Shares of Tata Consultancy Services Ltd, India's biggest software developer, rose as much as 27 percent on their first trading day, as investors increased holdings in one of the country's fastest-growing industries.
The stock rose as high as 1,080 rupees, from a sale price of 850 rupees. The initial sale by the Mumbai-based company this month drew bids for 7.7 times the 63.8 million shares offered.
The public share float by the Bombay-based company was Asia's second largest technology sector IPO this year, raising US$1.2 billion.
A public offering by Chinese chip maker Semiconductor Manufacturing International Corp (中芯國際集成電路) in March was the biggest, raising US$1.8 billion.
Tata Consultancy and rivals Infosys Technologies Ltd and Wipro Ltd are taking advantage of wages a third of those US competitors pay to win global business. India's software exports will rise by a third this year to more than US$16 billion, the National Association of Software & Service Companies forecast.
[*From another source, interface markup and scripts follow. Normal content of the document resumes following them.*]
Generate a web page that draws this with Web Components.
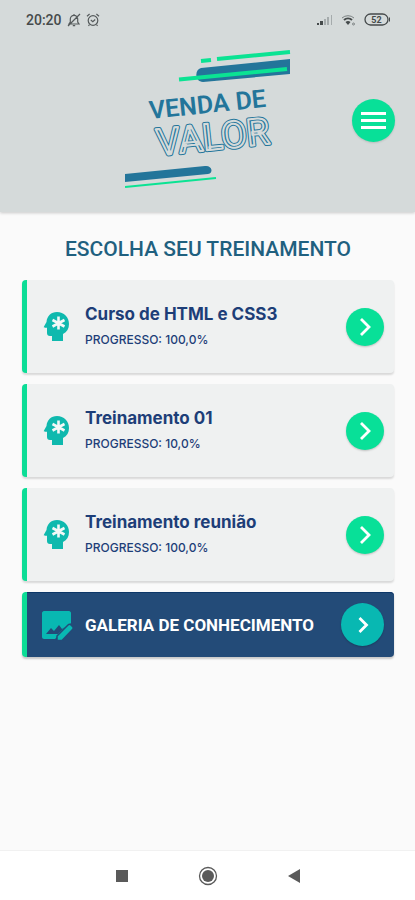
<!DOCTYPE html>
<html lang="pt-BR">
<head>
<meta charset="utf-8">
<meta name="viewport" content="width=device-width, initial-scale=1">
<title>Venda de Valor</title>
<style>
  html, body { margin: 0; min-height: 100%; }
  body { background: #fafafa; font-family: Inter, "Open Sans", sans-serif; }
</style>
</head>
<body>
<training-app></training-app>

<script>
const define = (name, html, setup) => {
  const template = document.createElement('template');
  template.innerHTML = html;
  customElements.define(name, class extends HTMLElement {
    constructor() {
      super();
      this.attachShadow({ mode: 'open' }).append(template.content.cloneNode(true));
    }
    connectedCallback() { if (setup) setup(this, this.shadowRoot); }
  });
};

define('status-bar', `
<style>
  :host { display: flex; align-items: center; justify-content: space-between; height: 40px; padding: 0 24px 0 26px; color: #454a4b; font: 500 14px/20px Roboto, sans-serif; }
  div { display: flex; align-items: center; gap: 5px; }
  .right { gap: 8px; }
  svg { display: block; }
</style>
<div>
  <span>20:20</span>
  <svg width="14" height="14" viewBox="0 0 14 14" fill="none" stroke="#555a5b" stroke-width="1.2" aria-hidden="true"><path d="M2 11h10l-1.300-2V6a3.700 3.700 0 0 0-7.400 0v3zM5.800 12.700h2.400M7 2.200V1M1 13 13 1"/></svg>
  <svg width="14" height="14" viewBox="0 0 14 14" fill="none" stroke="#555a5b" stroke-width="1.200" aria-hidden="true"><circle cx="7" cy="7.500" r="4.800"/><path d="M1 3.200 3.600 1M13 3.200 10.400 1M4.800 7l2 1.600L9.200 6.500M3.500 11.500l-1 1.300M10.500 11.500l1 1.300"/></svg>
</div>
<div class="right">
  <svg width="16" height="12" viewBox="0 0 16 12" aria-hidden="true"><path fill="#454a4b" d="M0 9h2v2H0zM3 7h3v4H3z"/><path fill="#a5abac" d="M7 5h2v6H7zM10 3h2v8h-2zM14 1h1v10h-1z"/></svg>
  <svg width="15" height="12" viewBox="0 0 15 12" fill="none" stroke="#454a4b" aria-hidden="true"><path stroke="#7b8182" d="M1 4a9 9 0 0 1 12 0"/><path stroke-width="2" d="M3 6a6 6 0 0 1 8 0"/><path fill="#454a4b" stroke="none" d="M4.500 8a4 4 0 0 1 5 0L7 11z"/><circle cx="12.500" cy="10" r="1" stroke="#7b8182"/></svg>
  <svg width="27" height="14" viewBox="0 0 27 14" role="img" aria-label="52"><rect x="1" y="1" width="23" height="11" rx="5.500" fill="none" stroke="#454a4b" stroke-width="1.300"/><path d="M25.500 4.500v4" stroke="#454a4b"/><text x="12.500" y="10" text-anchor="middle" font-family="Roboto, sans-serif" font-weight="700" font-size="9" fill="#454a4b">52</text></svg>
</div>`);

define('brand-logo', `
<style>:host { display: block; } svg { display: block; }</style>
<svg width="166" height="140" viewBox="0 0 166 140" role="img" aria-label="Venda de Valor">
  <g fill="#23759a">
    <path d="M76 18 165 9v15L78 32c-8 0-9-12-2-14z"/>
    <path d="M0 124 80 116c7-1 9 7 3 8L0 132z"/>
  </g>
  <g stroke="#0be393" fill="none">
    <path stroke-width="4" d="M76 11l10-1M92 9l73-7"/>
    <path stroke-width="4" d="M54 29.500 162 19"/>
    <path stroke-width="2" d="M0 137l91-9"/>
  </g>
  <g transform="rotate(-6 83 70)" text-anchor="middle" fill="#23759a" font-family="Roboto, sans-serif">
    <text x="84" y="63" font-weight="600" font-size="25">VENDA DE</text>
    <g font-size="37" stroke-linejoin="round">
      <text x="86" y="100" stroke="#23759a" stroke-width="4">VALOR</text>
      <text x="86" y="100" stroke="#d5dada" stroke-width="2" aria-hidden="true">VALOR</text>
    </g>
  </g>
</svg>`);

define('app-header', `
<style>
  :host { display: block; background: #d5dada; padding-bottom: 22px; box-shadow: 0 1px 3px #0003; }
  .row { display: grid; grid-template-columns: 1fr auto 1fr; align-items: center; padding: 10px 20px 0; }
  brand-logo { grid-column: 2; }
  button { justify-self: end; width: 43px; height: 43px; padding: 0; border: 0; border-radius: 50%; background: #08e098; display: grid; place-items: center; box-shadow: 0 1px 2px #0002; }
</style>
<status-bar></status-bar>
<div class="row">
  <brand-logo></brand-logo>
  <button type="button" aria-label="Menu"><svg width="25" height="19" viewBox="0 0 25 19" aria-hidden="true"><path stroke="#fff" stroke-width="3" d="M0 2.500h25M0 9.500h25M0 16.500h25"/></svg></button>
</div>`);

define('go-button', `
<style>
  :host { display: block; flex: none; }
  button { display: grid; place-items: center; width: var(--go-size, 38px); height: var(--go-size, 38px); padding: 0; border: 0; border-radius: 50%; background: var(--go-color, #08e098); box-shadow: 0 1px 2px #0003; }
</style>
<button type="button"><svg width="24" height="24" viewBox="0 0 24 24" aria-hidden="true"><path fill="none" stroke="#fff" stroke-width="2.800" d="m8 4 8 8-8 8"/></svg></button>`,
(host, root) => {
  root.querySelector('button').setAttribute('aria-label', host.getAttribute('label') || 'Abrir');
  if (host.hasAttribute('compact')) root.querySelector('path').setAttribute('d', 'm8.500 5 7 7-7 7');
});

define('training-card', `
<style>
  :host { display: flex; align-items: center; box-sizing: border-box; min-height: 93px; padding: 0 10px 0 16px; border-left: 5px solid #0bdd96; border-radius: 4px; background: #eff1f1; box-shadow: 0 2px 2px #0002; color: #1d3e78; }
  .icon { flex: none; width: 28px; margin-right: 14px; }
  .text { flex: 1; min-width: 0; }
  h2 { margin: 0; font-weight: 700; font-size: 17px; line-height: 26px; }
  p { margin: 0; font-weight: 500; font-size: 12px; line-height: 26px; }
</style>
<svg class="icon" width="28" height="32" viewBox="0 0 28 32" aria-hidden="true">
  <path fill="#0fb9ae" d="M14 1C8 1 4 5 3.500 11L1 15.500c-.4.800 0 1.200.8 1.200H4V22c0 2 1 3 3 3h2v5h11v-7c4-2 6-5.500 6-10C26 6 21 1 14 1z"/>
  <path stroke="#f4f8f7" stroke-width="2.600" d="M15.500 5.500v13M9.500 9l12 6.500M21.500 9l-12 6.500"/>
</svg>
<div class="text"><h2><slot name="title"></slot></h2><p><slot name="progress"></slot></p></div>
<go-button></go-button>`,
(host, root) => {
  const label = 'Abrir ' + host.querySelector('[slot=title]').textContent;
  root.querySelector('go-button').shadowRoot.querySelector('button').setAttribute('aria-label', label);
});

define('gallery-card', `
<style>
  :host { --go-size: 43px; --go-color: #08b8b2; display: flex; align-items: center; box-sizing: border-box; min-height: 65px; padding: 0 10px 0 14px; border-left: 5px solid #0bdd96; border-radius: 4px; background: #234b78; box-shadow: 0 2px 2px #0003, inset 0 1px #0d3768; color: #fff; }
  svg { flex: none; margin-right: 12px; }
  h2 { flex: 1; min-width: 0; margin: 0; font: 700 17px/24px Roboto, sans-serif; }
</style>
<svg width="32" height="32" viewBox="0 0 32 32" aria-hidden="true">
  <path fill="#08b8b2" d="M3 2h25c1 0 2 1 2 2v10L14 30H3c-1 0-2-1-2-2V4c0-1 1-2 2-2z"/>
  <path fill="#234b78" d="m5 25 5-6 3 3 5-6 3 4 3-2-7 7z"/>
  <path fill="#08b8b2" stroke="#234b78" stroke-width="1.500" d="m16 27 11-11c1-1 2-1 3 0l1.500 1.500c1 1 1 2 0 3L21 31.500h-5z"/>
</svg>
<h2><slot></slot></h2>
<go-button compact label="Abrir galeria de conhecimento"></go-button>`);

define('nav-bar', `
<style>
  :host { display: flex; justify-content: center; align-items: center; gap: 46px; height: 49px; border-top: 1px solid #f1f1f1; background: #fff; }
  button { display: grid; place-items: center; width: 40px; height: 40px; padding: 0; border: 0; background: none; }
</style>
<button type="button" aria-label="Recentes"><svg width="20" height="20"><path fill="#5a5a5a" d="M4 4h12v12H4z"/></svg></button>
<button type="button" aria-label="Início"><svg width="20" height="20"><circle cx="10" cy="10" r="8.500" fill="none" stroke="#5a5a5a" stroke-width="1.300"/><circle cx="10" cy="10" r="6" fill="#5a5a5a"/></svg></button>
<button type="button" aria-label="Voltar"><svg width="20" height="20"><path fill="#5a5a5a" d="M16 3v14L4 10z"/></svg></button>`);

define('training-app', `
<style>
  :host { display: flex; flex-direction: column; min-height: 100vh; }
  main { flex: 1; padding: 22px 21px 20px 22px; }
  h1 { margin: 0 0 16px; text-align: center; color: #1f607f; font: 500 21px/30px Roboto, sans-serif; }
  .list { display: grid; gap: 11px; }
</style>
<app-header></app-header>
<main>
  <h1>ESCOLHA SEU TREINAMENTO</h1>
  <div class="list">
    <training-card><span slot="title">Curso de HTML e CSS3</span><span slot="progress">PROGRESSO: 100,0%</span></training-card>
    <training-card><span slot="title">Treinamento 01</span><span slot="progress">PROGRESSO: 10,0%</span></training-card>
    <training-card><span slot="title">Treinamento reunião</span><span slot="progress">PROGRESSO: 100,0%</span></training-card>
    <gallery-card>GALERIA DE CONHECIMENTO</gallery-card>
  </div>
</main>
<nav-bar></nav-bar>`);
</script>
</body>
</html>
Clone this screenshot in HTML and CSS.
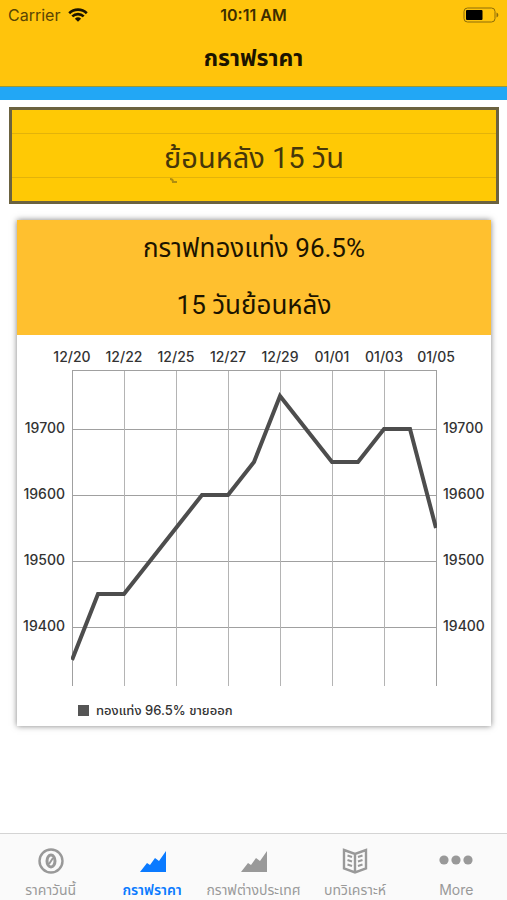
FILE: index.html
```
<!DOCTYPE html>
<html lang="th">
<head>
    <meta charset="UTF-8">
    <meta name="viewport" content="width=device-width, initial-scale=1.0">
    <title>กราฟราคา</title>
    <link rel="stylesheet" href="styles.css">
</head>
<body>
    <header class="header">
        <div class="status-bar">
            <div class="carrier">
                <span>Carrier</span>
                <svg class="wifi" viewBox="0 0 20 14" aria-hidden="true">
                    <path d="M1.2 5.2a12.6 12.6 0 0 1 17.6 0" />
                    <path d="M4.3 8.4a8.2 8.2 0 0 1 11.4 0" />
                    <path class="dot" d="M6.9 10.7a4.6 4.6 0 0 1 6.2 0L10 13.8z" />
                </svg>
            </div>
            <span class="time">10:11 AM</span>
            <svg class="battery" viewBox="0 0 36 16" aria-hidden="true">
                <rect class="case" x="1" y="1" width="31" height="14" rx="3.5" />
                <rect x="3" y="3" width="16.5" height="10" rx="1" />
                <path class="cap" d="M33.5 5.5c2.4.8 2.4 4.2 0 5z" />
            </svg>
        </div>
        <h1>กราฟราคา</h1>
    </header>

    <main>
        <!-- เลือกช่วงเวลา -->
        <div class="picker">
            <select class="period" aria-label="ช่วงเวลา">
                <option>ย้อนหลัง 15 วัน</option>
                <option>ย้อนหลัง 30 วัน</option>
            </select>
            <svg class="next-hint" viewBox="0 0 178 6" aria-hidden="true">
                <path d="M5 1q3 0 3 3h4" />
            </svg>
        </div>

        <!-- กราฟ -->
        <section class="card">
            <h2>
                <span>กราฟทองแท่ง 96.5%</span>
                <span>15 วันย้อนหลัง</span>
            </h2>
            <svg class="chart" viewBox="0 0 474 356" role="img" aria-label="กราฟทองแท่ง 96.5%">
                <defs>
                    <clipPath id="plot"><rect x="54" y="35" width="366" height="316" /></clipPath>
                </defs>
                <path class="grid" d="M55 94H419M55 160H419M55 226H419M55 292H419" />
                <path class="grid-v" d="M107 35V351M159 35V351M211 35V351M263 35V351M315 35V351M367 35V351" />
                <path class="axis" d="M55 351V35H419V351" />
                <g class="labels-x">
                    <text x="55" y="27">12/20</text>
                    <text x="107" y="27">12/22</text>
                    <text x="159" y="27">12/25</text>
                    <text x="211" y="27">12/27</text>
                    <text x="263" y="27">12/29</text>
                    <text x="315" y="27">01/01</text>
                    <text x="367" y="27">01/03</text>
                    <text x="419" y="27">01/05</text>
                </g>
                <g class="labels-left">
                    <text x="48" y="98">19700</text>
                    <text x="48" y="164">19600</text>
                    <text x="48" y="230">19500</text>
                    <text x="48" y="296">19400</text>
                </g>
                <g class="labels-right">
                    <text x="426" y="98">19700</text>
                    <text x="426" y="164">19600</text>
                    <text x="426" y="230">19500</text>
                    <text x="426" y="296">19400</text>
                </g>
                <polyline class="line" clip-path="url(#plot)" points="55,325 81,259 107,259 133,226 159,193 185,160 211,160 237,127 263,61 289,94 315,127 341,127 367,94 393,94 419,193" />
            </svg>
            <div class="legend">
                <span class="swatch"></span>
                <span>ทองแท่ง 96.5% ขายออก</span>
            </div>
        </section>
    </main>

    <nav class="tabs">
        <a href="#today">
            <svg viewBox="0 0 28 28" aria-hidden="true">
                <circle class="stroke" cx="14" cy="14" r="11.5" />
                <ellipse class="stroke zero" cx="14" cy="14" rx="4" ry="6" />
                <path class="rule" d="M12 17l4-6" />
            </svg>
            <span>ราคาวันนี้</span>
        </a>
        <a class="active" href="#chart">
            <svg viewBox="0 0 28 28" aria-hidden="true">
                <path d="M2 25l7-9 3 2 5-7 4 3 7-10v21z" />
            </svg>
            <span>กราฟราคา</span>
        </a>
        <a href="#world">
            <svg viewBox="0 0 28 28" aria-hidden="true">
                <path d="M2 25l7-9 3 2 5-7 4 3 7-10v21z" />
            </svg>
            <span>กราฟต่างประเทศ</span>
        </a>
        <a href="#analysis">
            <svg viewBox="0 0 28 28" aria-hidden="true">
                <path class="stroke" d="M3 3l11 4 11-4v18.5l-11 4-11-4zM14 7v18" />
                <path class="rule" d="M6.5 8.5l4.5 1.5M6.5 13l4.5 1.5M6.5 17.5l4.5 1.5M21.5 8.5l-4.5 1.5M21.5 13l-4.5 1.5M21.5 17.5l-4.5 1.5" />
            </svg>
            <span>บทวิเคราะห์</span>
        </a>
        <a href="#more">
            <svg class="dots" viewBox="0 0 34 28" aria-hidden="true">
                <circle cx="5" cy="13" r="4.6" />
                <circle cx="17" cy="13" r="4.6" />
                <circle cx="29" cy="13" r="4.6" />
            </svg>
            <span>More</span>
        </a>
    </nav>
</body>
</html>
```
FILE: styles.css
```
* {
    box-sizing: border-box;
}
body {
    margin: 0;
    min-height: 100vh;
    display: flex;
    flex-direction: column;
    background-color: #fff;
    color: #1c1400;
    font-family: Inter, "Noto Sans Thai", "Noto Sans", sans-serif;
}
.header {
    background-color: #ffc40c;
    border-bottom: 13px solid #22a7f5;
    box-shadow: inset 0 -1px #97983c;
}
.status-bar {
    display: grid;
    grid-template-columns: 1fr auto 1fr;
    align-items: center;
    height: 30px;
    padding: 0 8px;
    font-size: 16px;
}
.carrier {
    display: flex;
    align-items: center;
    gap: 8px;
    color: #5a4503;
}
.time {
    font-weight: 600;
    color: #3d2d00;
}
.wifi {
    width: 20px;
    height: 14px;
    fill: none;
    stroke: #1c1400;
    stroke-width: 2.6;
}
.wifi .dot {
    fill: #1c1400;
    stroke: none;
}
.battery {
    width: 36px;
    height: 16px;
    justify-self: end;
}
.battery .case {
    fill: none;
    stroke: #8d6d0a;
}
.battery .cap {
    fill: #8d6d0a;
}
h1 {
    margin: 0;
    height: 57px;
    line-height: 56px;
    font-size: 23px;
    font-weight: 700;
    text-align: center;
}
main {
    flex: 1;
    padding: 7px 8px 16px 9px;
}
.picker {
    height: 97px;
    padding-top: 23px;
    border: 3px solid #6b623f;
    background-color: #ffc905;
}
.period {
    display: block;
    width: 100%;
    height: 45px;
    padding: 4px 0 0;
    border: solid #e3b30a;
    border-width: 1px 0;
    border-radius: 0;
    background: none;
    appearance: none;
    color: #46370a;
    font-family: Roboto, "Noto Sans Thai", sans-serif;
    font-size: 29px;
    text-align: center;
    text-align-last: center;
}
.next-hint {
    display: block;
    width: 178px;
    height: 6px;
    margin: 0 auto;
    fill: none;
    stroke: #b08d10;
    stroke-width: 2;
}
.card {
    margin: 16px 8px 0;
    background-color: #fff;
    box-shadow: 0 0 6px rgba(0, 0, 0, 0.5);
}
h2 {
    margin: 0;
    padding-bottom: 1px;
    background-color: #ffc02f;
    font-family: Roboto, "Noto Sans Thai", sans-serif;
    font-size: 26px;
    font-weight: 400;
    text-align: center;
}
h2 span {
    display: block;
    height: 57px;
    line-height: 57px;
}
.chart {
    display: block;
    width: 100%;
    font-size: 14px;
    font-weight: 500;
    fill: #333;
}
.grid, .grid-v, .axis {
    fill: none;
    stroke: #a0a0a0;
    stroke-width: 1;
    shape-rendering: crispEdges;
}
.grid-v {
    stroke: #b4b4b4;
}
.labels-x {
    text-anchor: middle;
}
.labels-left {
    text-anchor: end;
}
.line {
    fill: none;
    stroke: #4d4d4d;
    stroke-width: 4;
}
.legend {
    display: flex;
    align-items: center;
    gap: 7px;
    height: 35px;
    padding: 4px 0 0 61px;
    color: #333;
    font-size: 13px;
    font-weight: 500;
}
.swatch {
    width: 11px;
    height: 11px;
    background-color: #555;
}
.tabs {
    display: grid;
    grid-template-columns: repeat(5, 1fr);
    height: 67px;
    border-top: 1px solid #d4d4d4;
    background-color: #fafafa;
}
.tabs a {
    display: flex;
    flex-direction: column;
    align-items: center;
    padding-top: 13px;
    color: #999;
    fill: #999;
    font-size: 14px;
    line-height: 30px;
    text-decoration: none;
    white-space: nowrap;
}
.tabs .active {
    color: #0a7aff;
    fill: #0a7aff;
    font-weight: 600;
}
.tabs svg {
    width: 28px;
    height: 28px;
}
.tabs .dots {
    width: 34px;
}
.stroke, .rule {
    fill: none;
    stroke: #999;
    stroke-width: 2.4;
}
.zero {
    stroke-width: 3;
}
.rule {
    stroke-width: 2;
}
```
"People want to own some of it because it's going to be the biggest market cap information technology stock in India," said Jon Thorn, who manages about US$115 million in Indian stocks at India Capital Fund Ltd and bought the shares in the initial offering.
"Any mainstream fund that follows the index has to own this one," he said.
Tata Consultancy displaced Infosys as the third-largest Indian company by market value, after oil explorer Oil & Natural Gas Corp and refiner Reliance Industries Ltd. At US$10.2 billion, Tata Consultancy's market value compares with Infosys' US$8.8 billion and US$8.5 billion at Wipro.
The software maker will probably be included in benchmarks including Morgan Stanley Capital International indexes and the Mumbai Stock Exchange 30-member Sensitive Index.
"Infosys and Wipro have been around as listed companies for some time but its difficult to predict with any degree of accuracy how Tata Consultancy will perform on a quarterly basis," said Vinay Kulkarni, who manages the equivalent of US$454 million of stocks at UTI Asset Management Co in Mumbai. "At 1,000 rupees it is quite expensive, because that values it at 22 times the earnings per share estimates."
Even so, that is less than the estimated 24 times earnings per share at which Infosys trades and 27 times for Wipro.
The initial sale of Tata Consultancy, which is owned by the 135-year-old Tata Group and counts General Electric Co, General Motors Corp and Citigroup Inc as customers, valued the software company at about 407 billion rupees.
"We underestimated the enthusiastic response from the retail investors," Ratan Tata, 66, chairman of Tata Sons Ltd, said at the share-listing ceremony. Tata Sons owns an 81 percent stake in the software maker.